A vítima entrou com uma ação na Justiça do Trabalho do Ceará em agosto de 2024. No fim da década de 1990, a então menina foi levada pela avó para morar e trabalhar na casa da empregadora, no município do Crato.
Conforme o Tribunal Regional do Trabalho da 7.ª Região (TRT-7), a trabalhadora foi contratada para ser babá, mas além de cuidar das crianças da família, também realizava tarefas domésticas e trabalhava na produção de biscoitos da fábrica que funcionava na residência.
Na ação, foi solicitado o reconhecimento do vínculo empregatício e de verbas trabalhistas não pagas, como horas extras, férias e 13º salário. Além disso, a petição destacou a condição degradante em que a trabalhadora vivia, incluindo agressões físicas e morais, restrição de liberdade e o impedimento de frequentar a escola.
A defesa da trabalhadora pediu uma indenização por danos morais equivalente a 100 salários mínimos, ressaltando o trauma psicológico e as violações de direitos.

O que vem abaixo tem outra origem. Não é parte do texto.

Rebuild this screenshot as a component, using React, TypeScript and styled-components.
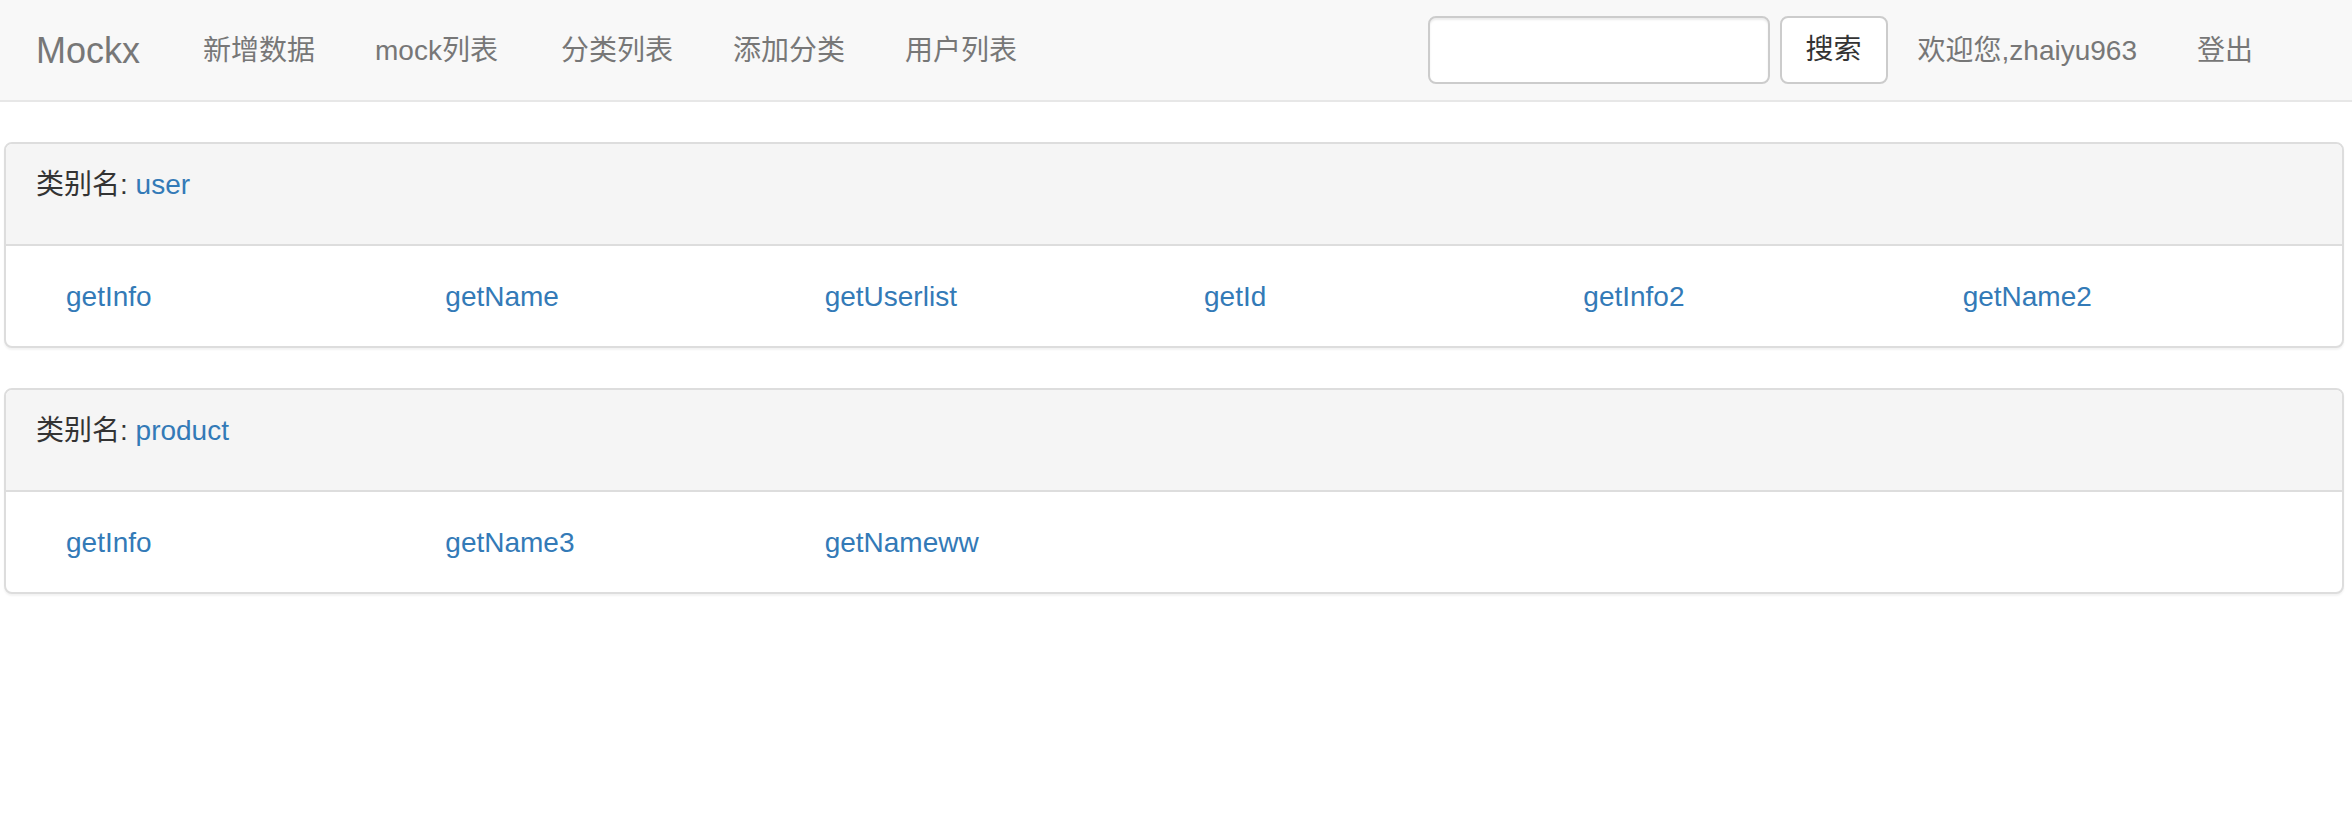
import React from "react";
import styled, { createGlobalStyle } from "styled-components";

const GlobalStyle = createGlobalStyle`
  * { box-sizing: border-box; }
  html, body { margin: 0; padding: 0; background: #fff; }
  body {
    font-family: "Liberation Sans", "Noto Sans CJK SC", sans-serif;
    font-size: 28px;
    line-height: 40px;
    color: #333;
  }
`;

const Navbar = styled.nav`
  display: flex;
  align-items: center;
  height: 102px;
  background: #f8f8f8;
  border-bottom: 2px solid #e7e7e7;
  padding: 0 69px 0 6px;
  margin-bottom: 40px;
`;

const Brand = styled.a`
  display: block;
  padding: 31px 33px 29px 30px;
  height: 100px;
  font-size: 36px;
  line-height: 40px;
  color: #777;
  text-decoration: none;
`;

const NavList = styled.ul`
  display: flex;
  list-style: none;
  margin: 0;
  padding: 0;
`;

const NavLink = styled.a<{ $extra?: number }>`
  display: block;
  padding: 31px ${(p) => 30 + (p.$extra ?? 0)}px 29px 30px;
  line-height: 40px;
  color: #777;
  text-decoration: none;
  white-space: nowrap;
`;

const RightGroup = styled.div`
  display: flex;
  align-items: center;
  margin-left: auto;
`;

const SearchForm = styled.form`
  display: flex;
  align-items: center;
  gap: 10px;
  margin: 0;
`;

const SearchInput = styled.input`
  width: 342px;
  height: 68px;
  border: 2px solid #ccc;
  border-radius: 8px;
  background: #fff;
  box-shadow: inset 0 2px 2px rgba(0, 0, 0, 0.075);
  padding: 12px 24px;
  font: inherit;
  outline: none;
`;

const SearchButton = styled.button`
  height: 68px;
  padding: 12px 24px;
  border: 2px solid #ccc;
  border-radius: 8px;
  background: #fff;
  color: #333;
  font-family: inherit;
  font-size: 28px;
  line-height: 40px;
  cursor: pointer;
`;

const Main = styled.main`
  padding: 0 8px 0 4px;
`;

const Panel = styled.section`
  border: 2px solid #ddd;
  border-radius: 8px;
  background: #fff;
  box-shadow: 0 2px 2px rgba(0, 0, 0, 0.05);
  margin-bottom: 40px;
`;

const PanelHeading = styled.header`
  background: #f5f5f5;
  border-bottom: 2px solid #ddd;
  border-radius: 6px 6px 0 0;
  padding: 20px 30px 19px;
`;

const HeadingText = styled.div`
  line-height: 40px;
  margin-top: 1px;
  margin-bottom: 20px;
  color: #333;
`;

const Link = styled.a`
  color: #337ab7;
  text-decoration: none;
`;

const PanelBody = styled.div`
  display: flex;
  padding: 31px 30px 29px;
`;

const Col = styled.div`
  flex: 0 0 16.6667%;
  padding-left: 30px;
  line-height: 40px;
`;

const navItems: { label: string; extra?: number }[] = [
  { label: "新增数据" },
  { label: "mock列表", extra: 3 },
  { label: "分类列表" },
  { label: "添加分类" },
  { label: "用户列表" },
];

const categories = [
  { name: "user", items: ["getInfo", "getName", "getUserlist", "getId", "getInfo2", "getName2"] },
  { name: "product", items: ["getInfo", "getName3", "getNameww"] },
];

export default function App() {
  return (
    <>
      <GlobalStyle />
      <Navbar>
        <Brand href="#">Mockx</Brand>
        <NavList>
          {navItems.map((t) => (
            <li key={t.label}>
              <NavLink href="#" $extra={t.extra}>
                {t.label}
              </NavLink>
            </li>
          ))}
        </NavList>
        <RightGroup>
          <SearchForm onSubmit={(e) => e.preventDefault()}>
            <SearchInput type="text" />
            <SearchButton type="submit">搜索</SearchButton>
          </SearchForm>
          <NavList>
            <li>
              <NavLink href="#">欢迎您,zhaiyu963</NavLink>
            </li>
            <li>
              <NavLink href="#">登出</NavLink>
            </li>
          </NavList>
        </RightGroup>
      </Navbar>
      <Main>
        {categories.map((c) => (
          <Panel key={c.name}>
            <PanelHeading>
              <HeadingText>
                类别名: <Link href="#">{c.name}</Link>
              </HeadingText>
            </PanelHeading>
            <PanelBody>
              {c.items.map((it) => (
                <Col key={it}>
                  <Link href="#">{it}</Link>
                </Col>
              ))}
            </PanelBody>
          </Panel>
        ))}
      </Main>
    </>
  );
}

Na contestação, a defesa da empregadora negou as acusações. A parte reclamada argumentou que os pedidos referentes ao período de 1997 a 2015 estariam prescritos, ou seja, a trabalhadora teria perdido o direito de reclamá-los devido ao tempo.
A defesa também questionou a validade das provas apresentadas e afirmou que a trabalhadora teria abandonado o emprego. Além disso, negou a continuidade ininterrupta do vínculo, alegando que o segundo contrato de trabalho, entre 2023 e 2024, seria por produção e que a própria trabalhadora não queria ter a carteira assinada.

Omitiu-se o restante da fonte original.